Washington, Dec. 4 (Reuters): US President George W. Bush scrapped steel tariffs today 16 months ahead of schedule to avert retaliation from Europe and Asia, risking a political backlash in battleground states in next year’s election.

The White House said Bush will, however, keep in place a system that helps US steel producers by licensing and tracking steel imports to cut the risk of unexpected surges.

“This safeguard definitely provided the industry and workers with needed breathing space and to its credit, much of the industry has used its time well,” White House spokesman Scott McClellan said.

“The bulk of the restructuring that was necessary to make the industry more competitive has now taken place.” he said.

The widely expected decision comes 11 days before the EU was set to slap duties on $2.2 billion of politically sensitive US exports if the tariffs were not lifted.

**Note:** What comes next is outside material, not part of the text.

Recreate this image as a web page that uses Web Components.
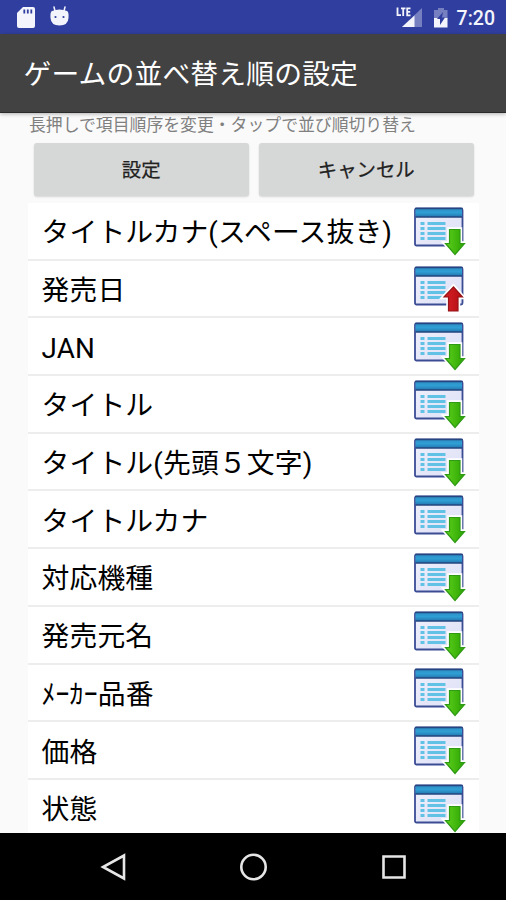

Japan had also threatened to hike duties on $458 million of US goods.

European steel lobby Eurofer said today it welcomed Bush’s decision to end controversial steel import duties.

“This means that indeed access to the markets becomes normal. This is an excellent thing. We are glad that the President has decided to respect the rules of the World Trade Organisation (WTO),” said Christian Mari, director of Eurofer. He stressed his reaction was preliminary and said he had not seen the full decision.

Bush set tariffs that ranged up to 30 per cent on imported steel in March 2002 to help the US steel industry get back on its feet after a string of bankruptcies.

The duties had been scheduled to expire in March 2005.

The WTO last month ruled that they violated international trade rules, sparking the retaliation threats.

McClellan said the White House would closely monitor imports and respond to any surge.

European steel firms had complained of losing US market share after the duties were imposed in March 2002.

The EU had threatened sanctions on up to $2.2 billion of US goods if the duties had remained in place by December 15.

Eurofer members include the world’s biggest steel firm, Arcelor, and Anglo-Dutch company Corus.